Selanjutnya, Putusan PTUN mewajibkan tergugat untuk mencabut Keputusan Tergugat Nomor 34/P Tahun 2020 tentang Pemberhentian Dengan Tidak Hormat Anggota Komisi Pemilihan Umum Masa Jabatan 2017-2022 tanggal 23 Maret 2020.
Kemudian, mewajibkan Tergugat merehabilitasi nama baik dan memulihkan kedudukan penggugat sebagai anggota Komisi Pemilihan Umum masa jabatan 2017-2022 seperti semula sebelum diberhentikan, serta menghukum tergugat untuk membayar biaya perkara sejumlah Rp 332 Ribu.
Sementara itu, Ketua DKPP Muhammad mengatakan, pihaknya menyerahkan sepenuhnya tindak lanjut putusan Pengadilan Tata Usaha Negara (PTUN) yang mengabulkan gugatan mantan Komisioner KPU RI Evi Novida Ginting Manik kepada Presiden Joko Widodo (Jokowi).
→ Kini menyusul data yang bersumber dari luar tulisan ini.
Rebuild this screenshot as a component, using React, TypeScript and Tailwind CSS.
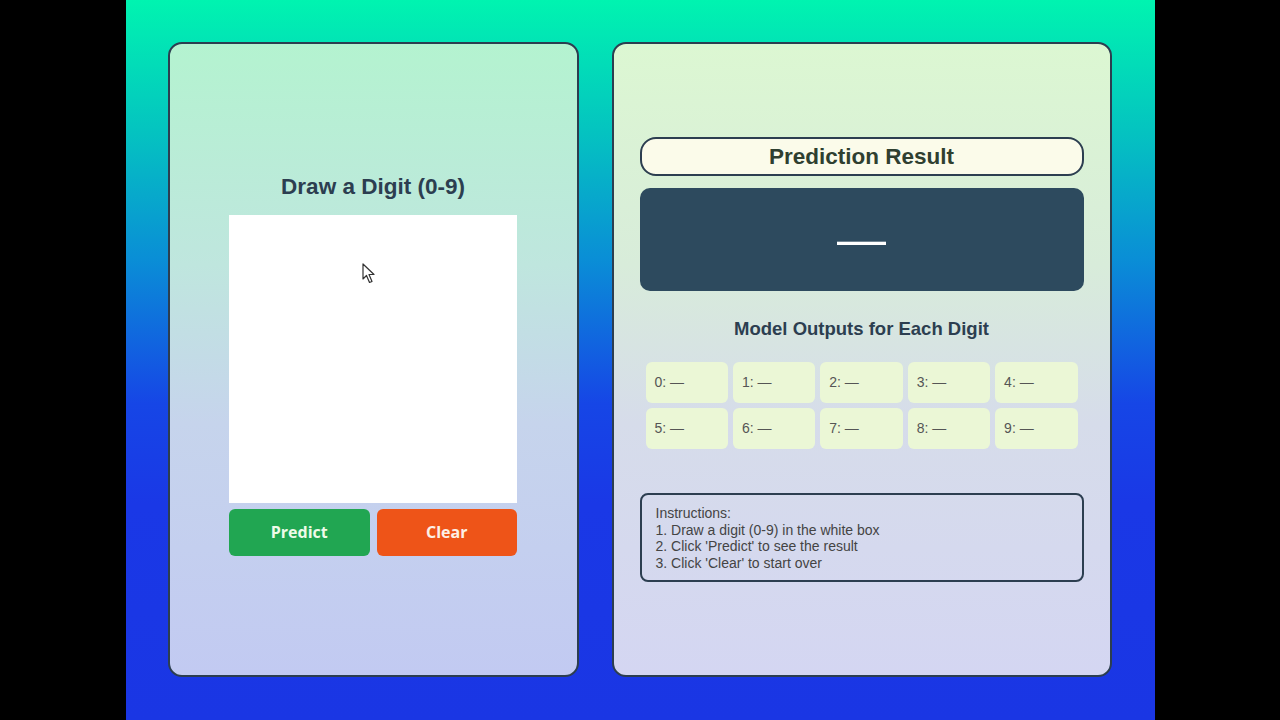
import React from 'react';

const digits = [0, 1, 2, 3, 4, 5, 6, 7, 8, 9];

export default function App() {
    return (
        <div className="w-full h-[720px] bg-black flex justify-center font-['Liberation_Sans',Arial,sans-serif]">
            <div className="w-[1029px] h-full bg-[linear-gradient(180deg,#00f4b0_0%,#04c4c0_18%,#0a8ed6_36%,#1646e6_56%,#1a38e6_70%,#1a36e4_100%)] flex gap-[33px] pl-[42px] pr-[43px] pt-[42px] pb-[43px]">
                {/* Drawing panel */}
                <div className="w-[411px] h-full rounded-[14px] border-2 border-[#2c3e50] bg-[linear-gradient(180deg,#b4f3d0_0%,#bfe6de_35%,#c6d4ec_60%,#c2caf2_100%)] flex flex-col items-center justify-center pt-[7px]">
                    <h2 className="text-[22.5px] font-bold text-[#2c3e50] mb-[11px]">Draw a Digit (0-9)</h2>
                    <div className="relative w-[288px] h-[288px] bg-white">
                        <svg className="absolute left-[133px] top-[48px]" width="16" height="22" viewBox="0 0 16 22">
                            <path d="M1 1 L1 16 L4.5 12.5 L7.5 19.5 L10 18.5 L7 11.5 L12 11.5 Z" fill="white" stroke="#333" strokeWidth="1.2" strokeLinejoin="round" />
                        </svg>
                    </div>
                    <div className="flex gap-[7px] mt-[6px] w-[288px]">
                        <button className="flex-1 h-[47px] rounded-[6px] bg-[#21a652] text-[#eefbe8] font-bold text-[16px] font-['Open_Sans',sans-serif]">
                            Predict
                        </button>
                        <button className="flex-1 h-[47px] rounded-[6px] bg-[#ee5418] text-[#fdf0e6] font-bold text-[16px] font-['Open_Sans',sans-serif]">
                            Clear
                        </button>
                    </div>
                </div>

                {/* Result panel */}
                <div className="w-[500px] h-full rounded-[14px] border-2 border-[#2c3e50] bg-[linear-gradient(180deg,#dcf7d2_0%,#d8ecda_35%,#d6dcea_60%,#d4d6f2_100%)] flex flex-col justify-center px-[26px]">
                    <div className="h-[39px] rounded-[16px] border-2 border-[#2c3e50] bg-[#fbfbea] flex items-center justify-center">
                        <h2 className="text-[22.5px] font-bold text-[#2f3f30]">Prediction Result</h2>
                    </div>
                    <div className="h-[103px] mt-[12px] rounded-[10px] bg-[#2d4a5e] flex items-center justify-center">
                        <span className="text-[49px] leading-none text-white">—</span>
                    </div>
                    <h3 className="mt-[24px] text-center text-[18.5px] leading-[27px] font-bold text-[#2c3e50]">Model Outputs for Each Digit</h3>
                    <div className="mt-[20px] px-[6px] grid grid-cols-5 gap-[5px]">
                        {digits.map((d) => (
                            <div key={d} className="h-[41px] rounded-[6px] bg-[#ebf7d6] flex items-center pl-[9px] text-[14px] text-[#555]">
                                {d}: —
                            </div>
                        ))}
                    </div>
                    <div className="mt-[44px] h-[89px] rounded-[8px] border-2 border-[#2c3e50] px-[14px] pt-[10px] text-[14px] leading-[16.5px] text-[#444]">
                        <p>Instructions:</p>
                        <p>1. Draw a digit (0-9) in the white box</p>
                        <p>2. Click 'Predict' to see the result</p>
                        <p>3. Click 'Clear' to start over</p>
                    </div>
                </div>
            </div>
        </div>
    );
}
DKPP tidak akan bersurat maupun berkoordinasi dengan pihak kepresidenan.
“Nggak, karena bukan putusan DKPP yang jadi objek sengketa,” ujarnya.
Ia mengatakan, tindak lanjut terhadap putusan PTUN seperti banding bergantung pada presiden. Sebab, objek gugatan Evi ke PTUN adalah Keputusan Presiden (Keppres) Nomor 34/P Tahun 2020 tertanggal 23 Maret tentang pemberhentian dengan tidak hormat Evi dari anggota KPU periode 2017-2022.
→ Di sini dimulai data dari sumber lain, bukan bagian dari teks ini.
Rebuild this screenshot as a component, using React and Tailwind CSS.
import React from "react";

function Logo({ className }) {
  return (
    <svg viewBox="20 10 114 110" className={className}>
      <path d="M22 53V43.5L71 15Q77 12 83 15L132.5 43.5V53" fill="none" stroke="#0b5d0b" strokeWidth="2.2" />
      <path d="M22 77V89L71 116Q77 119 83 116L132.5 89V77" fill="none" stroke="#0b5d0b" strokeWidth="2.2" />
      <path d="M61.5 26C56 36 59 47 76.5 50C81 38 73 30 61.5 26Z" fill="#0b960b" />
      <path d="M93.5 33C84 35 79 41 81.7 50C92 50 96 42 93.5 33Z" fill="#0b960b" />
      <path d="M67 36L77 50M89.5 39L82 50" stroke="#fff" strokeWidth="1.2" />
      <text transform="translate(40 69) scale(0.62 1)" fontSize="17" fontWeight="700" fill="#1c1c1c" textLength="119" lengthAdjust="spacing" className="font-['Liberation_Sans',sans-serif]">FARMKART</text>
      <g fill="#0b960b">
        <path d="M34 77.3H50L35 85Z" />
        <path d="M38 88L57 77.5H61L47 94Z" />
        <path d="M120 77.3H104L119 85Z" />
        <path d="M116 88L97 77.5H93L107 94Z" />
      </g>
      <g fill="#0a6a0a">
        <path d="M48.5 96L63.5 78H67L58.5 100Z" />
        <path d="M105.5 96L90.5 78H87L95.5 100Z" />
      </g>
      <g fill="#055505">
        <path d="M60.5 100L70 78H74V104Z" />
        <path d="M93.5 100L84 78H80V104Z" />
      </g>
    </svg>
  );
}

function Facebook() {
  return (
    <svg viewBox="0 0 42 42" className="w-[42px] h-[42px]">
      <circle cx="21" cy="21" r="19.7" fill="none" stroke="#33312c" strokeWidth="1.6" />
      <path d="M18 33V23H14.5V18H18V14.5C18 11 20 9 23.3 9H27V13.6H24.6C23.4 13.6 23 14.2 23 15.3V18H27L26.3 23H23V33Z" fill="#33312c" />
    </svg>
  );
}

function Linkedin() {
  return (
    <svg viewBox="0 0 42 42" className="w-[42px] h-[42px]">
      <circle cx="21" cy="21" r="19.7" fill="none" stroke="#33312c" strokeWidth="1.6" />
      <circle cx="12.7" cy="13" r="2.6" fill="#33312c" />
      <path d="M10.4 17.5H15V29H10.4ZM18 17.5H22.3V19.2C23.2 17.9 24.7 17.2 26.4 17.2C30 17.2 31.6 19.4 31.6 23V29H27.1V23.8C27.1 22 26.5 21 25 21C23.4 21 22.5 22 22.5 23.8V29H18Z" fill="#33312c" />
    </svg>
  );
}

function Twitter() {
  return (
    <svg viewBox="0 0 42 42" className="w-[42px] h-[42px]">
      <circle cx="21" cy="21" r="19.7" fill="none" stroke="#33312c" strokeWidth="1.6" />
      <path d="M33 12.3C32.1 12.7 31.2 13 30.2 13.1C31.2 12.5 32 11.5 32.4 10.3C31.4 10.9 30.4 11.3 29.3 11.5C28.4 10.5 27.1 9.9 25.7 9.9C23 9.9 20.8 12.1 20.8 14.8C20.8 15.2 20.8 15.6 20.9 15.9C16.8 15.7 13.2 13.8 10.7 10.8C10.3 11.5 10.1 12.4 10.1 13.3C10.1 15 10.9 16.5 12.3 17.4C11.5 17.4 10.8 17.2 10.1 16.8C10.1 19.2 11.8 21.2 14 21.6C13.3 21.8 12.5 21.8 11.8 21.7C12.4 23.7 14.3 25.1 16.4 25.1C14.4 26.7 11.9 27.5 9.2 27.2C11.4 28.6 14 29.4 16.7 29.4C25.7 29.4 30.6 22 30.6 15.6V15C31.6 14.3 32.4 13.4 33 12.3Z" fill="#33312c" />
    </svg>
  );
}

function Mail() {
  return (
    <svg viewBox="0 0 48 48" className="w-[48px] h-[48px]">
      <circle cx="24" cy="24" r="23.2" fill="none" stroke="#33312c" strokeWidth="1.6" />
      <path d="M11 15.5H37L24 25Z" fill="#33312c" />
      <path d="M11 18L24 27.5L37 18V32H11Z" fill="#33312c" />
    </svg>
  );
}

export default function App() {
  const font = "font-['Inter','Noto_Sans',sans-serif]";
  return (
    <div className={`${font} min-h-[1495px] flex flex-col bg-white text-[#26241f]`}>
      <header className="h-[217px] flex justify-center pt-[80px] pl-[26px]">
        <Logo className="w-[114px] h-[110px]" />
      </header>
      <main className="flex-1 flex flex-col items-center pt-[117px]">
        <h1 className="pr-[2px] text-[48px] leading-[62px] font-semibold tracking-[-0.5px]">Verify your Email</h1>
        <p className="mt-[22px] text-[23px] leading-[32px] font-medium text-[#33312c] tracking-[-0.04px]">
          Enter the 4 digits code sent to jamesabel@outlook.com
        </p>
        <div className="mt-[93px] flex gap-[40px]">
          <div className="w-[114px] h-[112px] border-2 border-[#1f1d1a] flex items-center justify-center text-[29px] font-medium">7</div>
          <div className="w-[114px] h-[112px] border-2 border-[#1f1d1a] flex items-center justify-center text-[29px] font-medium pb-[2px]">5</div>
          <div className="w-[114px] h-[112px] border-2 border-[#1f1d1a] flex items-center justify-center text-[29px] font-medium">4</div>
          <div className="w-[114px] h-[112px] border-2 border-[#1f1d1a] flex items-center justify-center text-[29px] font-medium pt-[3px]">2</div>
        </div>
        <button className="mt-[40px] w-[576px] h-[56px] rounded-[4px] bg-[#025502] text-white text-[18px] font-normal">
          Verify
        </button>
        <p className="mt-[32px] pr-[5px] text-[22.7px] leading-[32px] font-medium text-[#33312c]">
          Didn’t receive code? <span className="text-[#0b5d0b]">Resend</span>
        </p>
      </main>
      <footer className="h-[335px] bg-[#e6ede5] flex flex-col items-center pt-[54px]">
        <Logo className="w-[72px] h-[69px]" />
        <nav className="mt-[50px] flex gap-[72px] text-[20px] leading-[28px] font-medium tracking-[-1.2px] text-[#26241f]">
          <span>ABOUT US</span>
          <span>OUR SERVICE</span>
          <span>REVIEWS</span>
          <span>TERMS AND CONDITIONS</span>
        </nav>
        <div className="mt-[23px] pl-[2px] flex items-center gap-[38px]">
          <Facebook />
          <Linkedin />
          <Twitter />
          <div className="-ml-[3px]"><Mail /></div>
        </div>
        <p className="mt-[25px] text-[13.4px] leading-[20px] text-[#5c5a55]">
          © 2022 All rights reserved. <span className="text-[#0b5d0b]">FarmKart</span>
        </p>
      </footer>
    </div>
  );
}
Keppres itu memang diterbitkan berdasarkan putusan DKPP atas sidang kode etik penyelenggaraan pemilihan umum yang menjatuhkan sanksi pemberhentian tetap kepada Evi. Namun, menurut dia, putusan DKPP masih tetap berlaku walaupun PTUN menyatakan batal atau tidak sah Keppres tersebut.
Muhammad menuturkan, dalam perspektif hukum tata negara, pemerintah bersama DPR membentuk undang-undang tentang pemilihan umum (pemilu) yang mengatur desain kelembagaan DKPP. DKPP menjadi peradilan etika dan diberikan wewenang memeriksa dan memutus dugaan pelanggaran etika penyelenggara pemilu.